Today was checkout and travel day. Luckily I woke up around 11am or so, otherwise I'd've slept through the noon checkout time. Showered, packed (having blown off packing completely on Friday, which is very unlike me), and didn't see many folks from our group in the Lobby. (Tom S. and Michael were checking out, and Brent was coming down the escalator when we were leaving.) Philip and I headed out to the airport — he had a car and was driving to Birmingham AL for the evening, so he was kind enough to offer me a lift. We ate at a fast food place (gasp!) and I got to the airport uneventfully. Checked in, cleared Security, found the gate (at the far end of Concourse A, of course), and nobody else from LISA was apparently on my flight. (Bad Peter, switching to an earlier flight. Hrmf.)

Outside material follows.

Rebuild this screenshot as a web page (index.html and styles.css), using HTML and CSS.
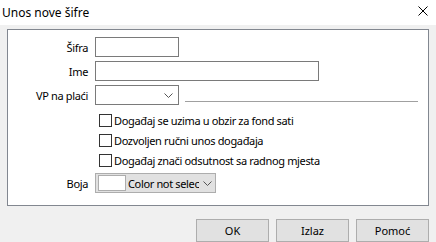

The flight itself was fine. A little screaming baby syndrome on landing, but she quieted down pretty quickly. Got off the plane and over to baggage claim with no real delays, met Tia there, picked up the luggage, and headed out to meet Jet at the curb. (Jet did the logical thing, since you can't park-and-wait curbside at Terminal C, she headed over to a hidden part of Terminal B to do so. She came back, we headed off to dinner, and then to my car so I could drive it home (as it was parked at Dkap's since it'd otherwise have been towed from my place, as the conference week was Street Cleaning week in my area of Cambridge).